*Directive*. Omit any picture, and return the remaining data exactly as written.

*Dataset excerpt*.
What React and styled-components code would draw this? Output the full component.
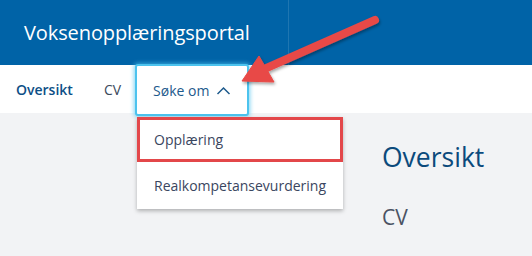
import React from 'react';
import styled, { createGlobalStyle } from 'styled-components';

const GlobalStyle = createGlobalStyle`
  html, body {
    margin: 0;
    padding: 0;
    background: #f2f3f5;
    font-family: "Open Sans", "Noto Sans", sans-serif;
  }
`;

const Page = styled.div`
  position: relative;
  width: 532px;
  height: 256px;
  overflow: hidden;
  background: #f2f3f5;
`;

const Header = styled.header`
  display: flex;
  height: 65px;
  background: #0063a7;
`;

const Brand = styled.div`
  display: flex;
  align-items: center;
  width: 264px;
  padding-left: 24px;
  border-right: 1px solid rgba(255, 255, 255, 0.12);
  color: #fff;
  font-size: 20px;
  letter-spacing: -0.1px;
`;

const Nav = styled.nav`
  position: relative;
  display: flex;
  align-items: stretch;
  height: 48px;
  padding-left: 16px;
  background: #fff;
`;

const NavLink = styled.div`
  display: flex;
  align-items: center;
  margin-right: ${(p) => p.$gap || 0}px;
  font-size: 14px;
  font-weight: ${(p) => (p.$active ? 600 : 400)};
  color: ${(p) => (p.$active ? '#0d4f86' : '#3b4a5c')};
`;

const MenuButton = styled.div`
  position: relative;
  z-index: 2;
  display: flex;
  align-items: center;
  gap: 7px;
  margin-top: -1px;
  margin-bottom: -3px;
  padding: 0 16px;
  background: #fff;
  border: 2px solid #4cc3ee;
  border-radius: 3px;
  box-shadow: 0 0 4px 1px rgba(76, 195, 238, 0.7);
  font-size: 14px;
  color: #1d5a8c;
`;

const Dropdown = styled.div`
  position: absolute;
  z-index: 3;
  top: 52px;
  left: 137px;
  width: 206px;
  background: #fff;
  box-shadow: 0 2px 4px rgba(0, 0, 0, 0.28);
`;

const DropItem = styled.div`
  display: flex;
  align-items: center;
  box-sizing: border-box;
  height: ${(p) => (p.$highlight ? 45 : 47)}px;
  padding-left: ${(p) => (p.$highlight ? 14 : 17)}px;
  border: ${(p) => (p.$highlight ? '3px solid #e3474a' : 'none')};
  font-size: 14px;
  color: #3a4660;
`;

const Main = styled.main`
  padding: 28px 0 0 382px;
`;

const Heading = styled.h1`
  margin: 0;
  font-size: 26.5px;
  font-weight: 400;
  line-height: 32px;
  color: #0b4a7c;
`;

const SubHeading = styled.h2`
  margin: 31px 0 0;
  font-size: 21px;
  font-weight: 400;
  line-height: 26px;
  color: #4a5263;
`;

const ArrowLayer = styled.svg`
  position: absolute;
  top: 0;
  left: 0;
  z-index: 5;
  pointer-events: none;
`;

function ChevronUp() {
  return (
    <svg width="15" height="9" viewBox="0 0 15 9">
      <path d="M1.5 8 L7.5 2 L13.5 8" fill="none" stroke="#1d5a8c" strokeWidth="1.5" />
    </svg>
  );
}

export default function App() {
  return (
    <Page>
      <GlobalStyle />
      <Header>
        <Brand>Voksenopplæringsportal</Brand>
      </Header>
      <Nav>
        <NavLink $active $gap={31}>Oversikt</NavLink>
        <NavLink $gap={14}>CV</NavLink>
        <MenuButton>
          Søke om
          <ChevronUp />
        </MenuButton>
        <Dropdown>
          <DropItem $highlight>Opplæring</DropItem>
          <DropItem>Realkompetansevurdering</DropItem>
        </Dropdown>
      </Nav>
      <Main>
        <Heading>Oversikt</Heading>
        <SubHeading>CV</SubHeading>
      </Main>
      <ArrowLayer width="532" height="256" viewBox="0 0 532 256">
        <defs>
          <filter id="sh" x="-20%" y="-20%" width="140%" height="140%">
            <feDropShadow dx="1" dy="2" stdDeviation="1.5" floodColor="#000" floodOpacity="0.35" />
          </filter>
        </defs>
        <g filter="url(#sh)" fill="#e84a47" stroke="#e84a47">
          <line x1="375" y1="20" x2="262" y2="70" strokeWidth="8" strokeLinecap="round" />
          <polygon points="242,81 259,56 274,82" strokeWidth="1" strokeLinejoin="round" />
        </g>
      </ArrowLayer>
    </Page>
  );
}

*Task result*.
What React and styled-components code would draw this? Output the full component.
import React from 'react';
import styled, { createGlobalStyle } from 'styled-components';

const GlobalStyle = createGlobalStyle`
  html, body {
    margin: 0;
    padding: 0;
    background: #f2f3f5;
    font-family: "Open Sans", "Noto Sans", sans-serif;
  }
`;

const Page = styled.div`
  position: relative;
  width: 532px;
  height: 256px;
  overflow: hidden;
  background: #f2f3f5;
`;

const Header = styled.header`
  display: flex;
  height: 65px;
  background: #0063a7;
`;

const Brand = styled.div`
  display: flex;
  align-items: center;
  width: 264px;
  padding-left: 24px;
  border-right: 1px solid rgba(255, 255, 255, 0.12);
  color: #fff;
  font-size: 20px;
  letter-spacing: -0.1px;
`;

const Nav = styled.nav`
  position: relative;
  display: flex;
  align-items: stretch;
  height: 48px;
  padding-left: 16px;
  background: #fff;
`;

const NavLink = styled.div`
  display: flex;
  align-items: center;
  margin-right: ${(p) => p.$gap || 0}px;
  font-size: 14px;
  font-weight: ${(p) => (p.$active ? 600 : 400)};
  color: ${(p) => (p.$active ? '#0d4f86' : '#3b4a5c')};
`;

const MenuButton = styled.div`
  position: relative;
  z-index: 2;
  display: flex;
  align-items: center;
  gap: 7px;
  margin-top: -1px;
  margin-bottom: -3px;
  padding: 0 16px;
  background: #fff;
  border: 2px solid #4cc3ee;
  border-radius: 3px;
  box-shadow: 0 0 4px 1px rgba(76, 195, 238, 0.7);
  font-size: 14px;
  color: #1d5a8c;
`;

const Dropdown = styled.div`
  position: absolute;
  z-index: 3;
  top: 52px;
  left: 137px;
  width: 206px;
  background: #fff;
  box-shadow: 0 2px 4px rgba(0, 0, 0, 0.28);
`;

const DropItem = styled.div`
  display: flex;
  align-items: center;
  box-sizing: border-box;
  height: ${(p) => (p.$highlight ? 45 : 47)}px;
  padding-left: ${(p) => (p.$highlight ? 14 : 17)}px;
  border: ${(p) => (p.$highlight ? '3px solid #e3474a' : 'none')};
  font-size: 14px;
  color: #3a4660;
`;

const Main = styled.main`
  padding: 28px 0 0 382px;
`;

const Heading = styled.h1`
  margin: 0;
  font-size: 26.5px;
  font-weight: 400;
  line-height: 32px;
  color: #0b4a7c;
`;

const SubHeading = styled.h2`
  margin: 31px 0 0;
  font-size: 21px;
  font-weight: 400;
  line-height: 26px;
  color: #4a5263;
`;

const ArrowLayer = styled.svg`
  position: absolute;
  top: 0;
  left: 0;
  z-index: 5;
  pointer-events: none;
`;

function ChevronUp() {
  return (
    <svg width="15" height="9" viewBox="0 0 15 9">
      <path d="M1.5 8 L7.5 2 L13.5 8" fill="none" stroke="#1d5a8c" strokeWidth="1.5" />
    </svg>
  );
}

export default function App() {
  return (
    <Page>
      <GlobalStyle />
      <Header>
        <Brand>Voksenopplæringsportal</Brand>
      </Header>
      <Nav>
        <NavLink $active $gap={31}>Oversikt</NavLink>
        <NavLink $gap={14}>CV</NavLink>
        <MenuButton>
          Søke om
          <ChevronUp />
        </MenuButton>
        <Dropdown>
          <DropItem $highlight>Opplæring</DropItem>
          <DropItem>Realkompetansevurdering</DropItem>
        </Dropdown>
      </Nav>
      <Main>
        <Heading>Oversikt</Heading>
        <SubHeading>CV</SubHeading>
      </Main>
      <ArrowLayer width="532" height="256" viewBox="0 0 532 256">
        <defs>
          <filter id="sh" x="-20%" y="-20%" width="140%" height="140%">
            <feDropShadow dx="1" dy="2" stdDeviation="1.5" floodColor="#000" floodOpacity="0.35" />
          </filter>
        </defs>
        <g filter="url(#sh)" fill="#e84a47" stroke="#e84a47">
          <line x1="375" y1="20" x2="262" y2="70" strokeWidth="8" strokeLinecap="round" />
          <polygon points="242,81 259,56 274,82" strokeWidth="1" strokeLinejoin="round" />
        </g>
      </ArrowLayer>
    </Page>
  );
}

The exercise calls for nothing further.